> **Exercise instructions**
Restate the listing below word for word, omitting any images.

> **Given information**
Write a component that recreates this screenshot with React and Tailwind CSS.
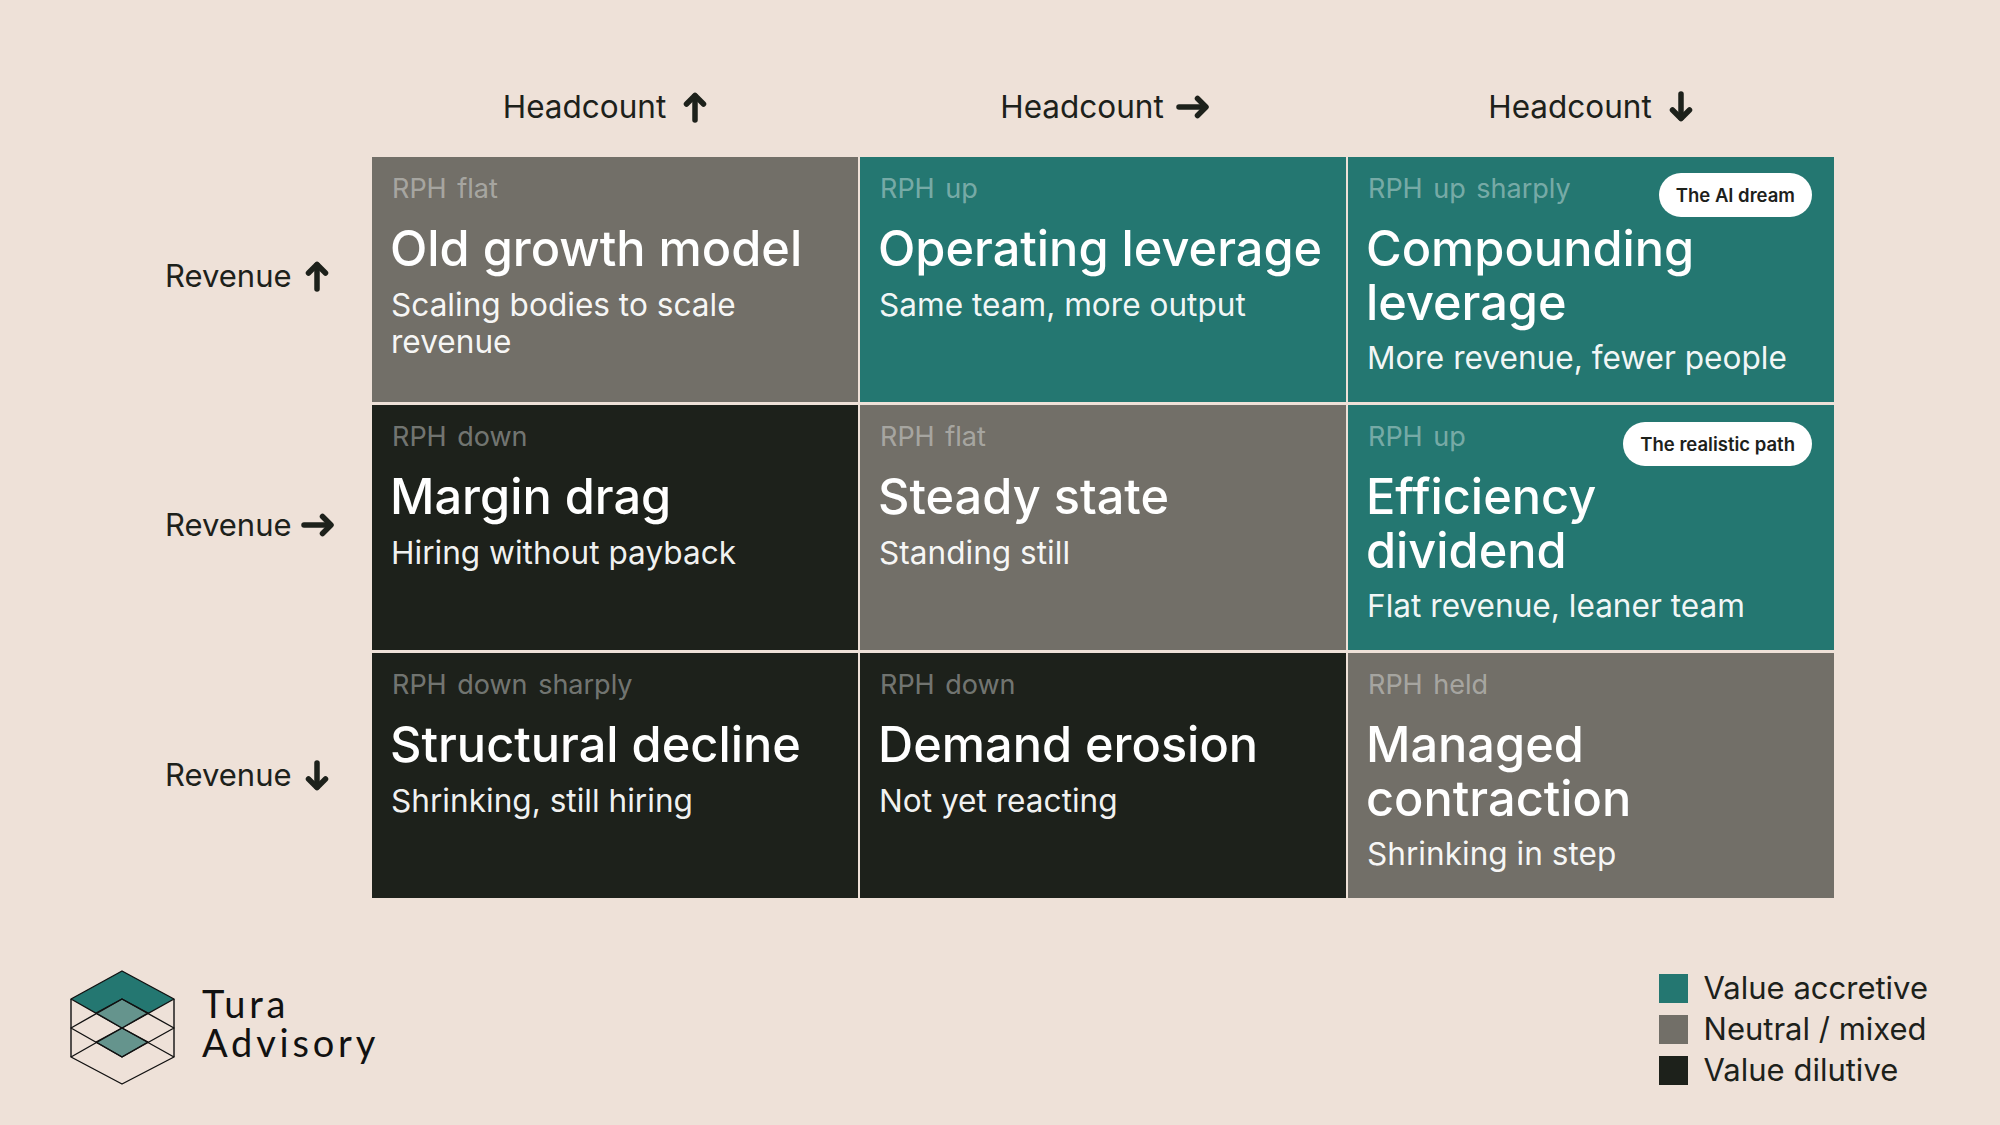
import React from "react";

const teal = "bg-[#247771]";
const gray = "bg-[#726f68]";
const dark = "bg-[#1d211b]";

const Arrow = ({ dir }) => {
  if (dir === "up")
    return (
      <svg width="24" height="32" viewBox="0 0 24 32" fill="none" stroke="#1d211b" strokeWidth="5.5" strokeLinecap="round" strokeLinejoin="round">
        <path d="M12 29V5" />
        <path d="M3.5 13L12 4.5L20.5 13" />
      </svg>
    );
  if (dir === "down")
    return (
      <svg width="24" height="32" viewBox="0 0 24 32" fill="none" stroke="#1d211b" strokeWidth="5.5" strokeLinecap="round" strokeLinejoin="round">
        <path d="M12 3V27" />
        <path d="M3.5 19L12 27.5L20.5 19" />
      </svg>
    );
  return (
    <svg width="34" height="24" viewBox="0 0 34 24" fill="none" stroke="#1d211b" strokeWidth="5.5" strokeLinecap="round" strokeLinejoin="round">
      <path d="M3 12H29" />
      <path d="M21.5 3.5L30 12L21.5 20.5" />
    </svg>
  );
};

const Logo = () => (
  <svg width="110" height="118" viewBox="68 968 110 118" fill="none" stroke="#111" strokeWidth="1.4" strokeLinejoin="round">
    <path d="M122 971L174 999L122 1028L71 999Z" fill="#247771" />
    <path d="M122 999L148 1013L122 1028L96 1013Z" fill="#65948d" />
    <path d="M122 1028L148 1042L122 1057L96 1042Z" fill="#65948d" />
    <path d="M71 1028L122 999L174 1028L122 1057Z" />
    <path d="M71 1057L122 1028L174 1057L122 1084Z" />
    <path d="M71 999V1057M174 999V1057" />
  </svg>
);

const cols = [
  { label: "Headcount", dir: "up", cls: "pr-[24px] gap-[17px]" },
  { label: "Headcount", dir: "right", cls: "gap-[12px]" },
  { label: "Headcount", dir: "down", cls: "pr-[5px] gap-[17px]" },
];

const rows = [
  {
    dir: "up",
    cls: "pb-[7px] gap-[13px]",
    cells: [
      { bg: gray, tag: "RPH flat", title: "Old growth model", sub: "Scaling bodies to scale revenue" },
      { bg: teal, tag: "RPH up", title: "Operating leverage", sub: "Same team, more output" },
      { bg: teal, tag: "RPH up sharply", title: "Compounding leverage", sub: "More revenue, fewer people", pill: "The AI dream", pillTop: "top-[16px]" },
    ],
  },
  {
    dir: "right",
    cls: "pb-[5px] gap-[9px]",
    cells: [
      { bg: dark, tag: "RPH down", title: "Margin drag", sub: "Hiring without payback" },
      { bg: gray, tag: "RPH flat", title: "Steady state", sub: "Standing still" },
      { bg: teal, tag: "RPH up", title: "Efficiency dividend", sub: "Flat revenue, leaner team", pill: "The realistic path", pillTop: "top-[17px]" },
    ],
  },
  {
    dir: "down",
    cls: "gap-[13px]",
    cells: [
      { bg: dark, tag: "RPH down sharply", title: "Structural decline", sub: "Shrinking, still hiring" },
      { bg: dark, tag: "RPH down", title: "Demand erosion", sub: "Not yet reacting" },
      { bg: gray, tag: "RPH held", title: "Managed contraction", sub: "Shrinking in step" },
    ],
  },
];

const legend = [
  { bg: teal, label: "Value accretive" },
  { bg: gray, label: "Neutral / mixed" },
  { bg: dark, label: "Value dilutive" },
];

const Cell = ({ bg, tag, title, sub, pill, pillTop }) => (
  <div className={`relative ${bg} pl-[18px] pr-[15px] pt-[13px] h-full`}>
    <p className="text-[27px] leading-[37px] text-white/40 pl-[2px] [word-spacing:3px]">{tag}</p>
    <h2 className={`mt-[15px] text-[48.7px] leading-[53.5px] font-medium text-white ${pill ? "pr-[40px]" : ""}`}>{title}</h2>
    <p className="mt-[10px] text-[31.6px] leading-[37px] text-white/95 pl-[1px]">{sub}</p>
    {pill && (
      <span className={`absolute ${pillTop} right-[22px] h-[44px] px-[17px] pt-[1px] flex items-center rounded-full bg-white text-[18.5px] font-semibold text-[#1d211b]`}>
        {pill}
      </span>
    )}
  </div>
);

export default function App() {
  return (
    <div className="w-[2000px] h-[1125px] bg-[#eee1d8] text-[#1d211b] font-['Inter',sans-serif] flex flex-col overflow-hidden">
      <div className="grid grid-cols-[372px_486px_486px_486px] gap-x-[2px] pt-[85px] h-[157px]">
        <div className="-mr-[2px]" />
        {cols.map((c, i) => (
          <div key={i} className={`flex items-center h-[44px] justify-center ${c.cls}`}>
            <span className="text-[31.5px] leading-[44px]">{c.label}</span>
            <Arrow dir={c.dir} />
          </div>
        ))}
      </div>

      <div className="grid grid-cols-[370px_486px_486px_486px] grid-rows-[245px_245px_245px] gap-x-[2px] gap-y-[3px] h-[741px]">
        {rows.map((r, i) => (
          <React.Fragment key={i}>
            <div className={`flex items-center pl-[165px] ${r.cls}`}>
              <span className="text-[31px]">Revenue</span>
              <Arrow dir={r.dir} />
            </div>
            {r.cells.map((c, j) => (
              <Cell key={j} {...c} />
            ))}
          </React.Fragment>
        ))}
      </div>

      <div className="flex justify-between items-start pl-[68px] pr-[72px] pt-[70px]">
        <div className="flex items-center gap-[24px]">
          <Logo />
          <div className="font-['Lato',sans-serif] text-[38px] leading-[39px] tracking-[3.8px] text-[#111] pb-[9px]">
            <div>Tura</div>
            <div>Advisory</div>
          </div>
        </div>
        <div className="flex flex-col gap-[12px] pt-[6px]">
          {legend.map((l) => (
            <div key={l.label} className="flex items-center gap-[16px] h-[29px]">
              <div className={`w-[29px] h-[29px] ${l.bg}`} />
              <span className="text-[31px]">{l.label}</span>
            </div>
          ))}
        </div>
      </div>
    </div>
  );
}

> **Expected answer**
Write a component that recreates this screenshot with React and Tailwind CSS.
import React from "react";

const teal = "bg-[#247771]";
const gray = "bg-[#726f68]";
const dark = "bg-[#1d211b]";

const Arrow = ({ dir }) => {
  if (dir === "up")
    return (
      <svg width="24" height="32" viewBox="0 0 24 32" fill="none" stroke="#1d211b" strokeWidth="5.5" strokeLinecap="round" strokeLinejoin="round">
        <path d="M12 29V5" />
        <path d="M3.5 13L12 4.5L20.5 13" />
      </svg>
    );
  if (dir === "down")
    return (
      <svg width="24" height="32" viewBox="0 0 24 32" fill="none" stroke="#1d211b" strokeWidth="5.5" strokeLinecap="round" strokeLinejoin="round">
        <path d="M12 3V27" />
        <path d="M3.5 19L12 27.5L20.5 19" />
      </svg>
    );
  return (
    <svg width="34" height="24" viewBox="0 0 34 24" fill="none" stroke="#1d211b" strokeWidth="5.5" strokeLinecap="round" strokeLinejoin="round">
      <path d="M3 12H29" />
      <path d="M21.5 3.5L30 12L21.5 20.5" />
    </svg>
  );
};

const Logo = () => (
  <svg width="110" height="118" viewBox="68 968 110 118" fill="none" stroke="#111" strokeWidth="1.4" strokeLinejoin="round">
    <path d="M122 971L174 999L122 1028L71 999Z" fill="#247771" />
    <path d="M122 999L148 1013L122 1028L96 1013Z" fill="#65948d" />
    <path d="M122 1028L148 1042L122 1057L96 1042Z" fill="#65948d" />
    <path d="M71 1028L122 999L174 1028L122 1057Z" />
    <path d="M71 1057L122 1028L174 1057L122 1084Z" />
    <path d="M71 999V1057M174 999V1057" />
  </svg>
);

const cols = [
  { label: "Headcount", dir: "up", cls: "pr-[24px] gap-[17px]" },
  { label: "Headcount", dir: "right", cls: "gap-[12px]" },
  { label: "Headcount", dir: "down", cls: "pr-[5px] gap-[17px]" },
];

const rows = [
  {
    dir: "up",
    cls: "pb-[7px] gap-[13px]",
    cells: [
      { bg: gray, tag: "RPH flat", title: "Old growth model", sub: "Scaling bodies to scale revenue" },
      { bg: teal, tag: "RPH up", title: "Operating leverage", sub: "Same team, more output" },
      { bg: teal, tag: "RPH up sharply", title: "Compounding leverage", sub: "More revenue, fewer people", pill: "The AI dream", pillTop: "top-[16px]" },
    ],
  },
  {
    dir: "right",
    cls: "pb-[5px] gap-[9px]",
    cells: [
      { bg: dark, tag: "RPH down", title: "Margin drag", sub: "Hiring without payback" },
      { bg: gray, tag: "RPH flat", title: "Steady state", sub: "Standing still" },
      { bg: teal, tag: "RPH up", title: "Efficiency dividend", sub: "Flat revenue, leaner team", pill: "The realistic path", pillTop: "top-[17px]" },
    ],
  },
  {
    dir: "down",
    cls: "gap-[13px]",
    cells: [
      { bg: dark, tag: "RPH down sharply", title: "Structural decline", sub: "Shrinking, still hiring" },
      { bg: dark, tag: "RPH down", title: "Demand erosion", sub: "Not yet reacting" },
      { bg: gray, tag: "RPH held", title: "Managed contraction", sub: "Shrinking in step" },
    ],
  },
];

const legend = [
  { bg: teal, label: "Value accretive" },
  { bg: gray, label: "Neutral / mixed" },
  { bg: dark, label: "Value dilutive" },
];

const Cell = ({ bg, tag, title, sub, pill, pillTop }) => (
  <div className={`relative ${bg} pl-[18px] pr-[15px] pt-[13px] h-full`}>
    <p className="text-[27px] leading-[37px] text-white/40 pl-[2px] [word-spacing:3px]">{tag}</p>
    <h2 className={`mt-[15px] text-[48.7px] leading-[53.5px] font-medium text-white ${pill ? "pr-[40px]" : ""}`}>{title}</h2>
    <p className="mt-[10px] text-[31.6px] leading-[37px] text-white/95 pl-[1px]">{sub}</p>
    {pill && (
      <span className={`absolute ${pillTop} right-[22px] h-[44px] px-[17px] pt-[1px] flex items-center rounded-full bg-white text-[18.5px] font-semibold text-[#1d211b]`}>
        {pill}
      </span>
    )}
  </div>
);

export default function App() {
  return (
    <div className="w-[2000px] h-[1125px] bg-[#eee1d8] text-[#1d211b] font-['Inter',sans-serif] flex flex-col overflow-hidden">
      <div className="grid grid-cols-[372px_486px_486px_486px] gap-x-[2px] pt-[85px] h-[157px]">
        <div className="-mr-[2px]" />
        {cols.map((c, i) => (
          <div key={i} className={`flex items-center h-[44px] justify-center ${c.cls}`}>
            <span className="text-[31.5px] leading-[44px]">{c.label}</span>
            <Arrow dir={c.dir} />
          </div>
        ))}
      </div>

      <div className="grid grid-cols-[370px_486px_486px_486px] grid-rows-[245px_245px_245px] gap-x-[2px] gap-y-[3px] h-[741px]">
        {rows.map((r, i) => (
          <React.Fragment key={i}>
            <div className={`flex items-center pl-[165px] ${r.cls}`}>
              <span className="text-[31px]">Revenue</span>
              <Arrow dir={r.dir} />
            </div>
            {r.cells.map((c, j) => (
              <Cell key={j} {...c} />
            ))}
          </React.Fragment>
        ))}
      </div>

      <div className="flex justify-between items-start pl-[68px] pr-[72px] pt-[70px]">
        <div className="flex items-center gap-[24px]">
          <Logo />
          <div className="font-['Lato',sans-serif] text-[38px] leading-[39px] tracking-[3.8px] text-[#111] pb-[9px]">
            <div>Tura</div>
            <div>Advisory</div>
          </div>
        </div>
        <div className="flex flex-col gap-[12px] pt-[6px]">
          {legend.map((l) => (
            <div key={l.label} className="flex items-center gap-[16px] h-[29px]">
              <div className={`w-[29px] h-[29px] ${l.bg}`} />
              <span className="text-[31px]">{l.label}</span>
            </div>
          ))}
        </div>
      </div>
    </div>
  );
}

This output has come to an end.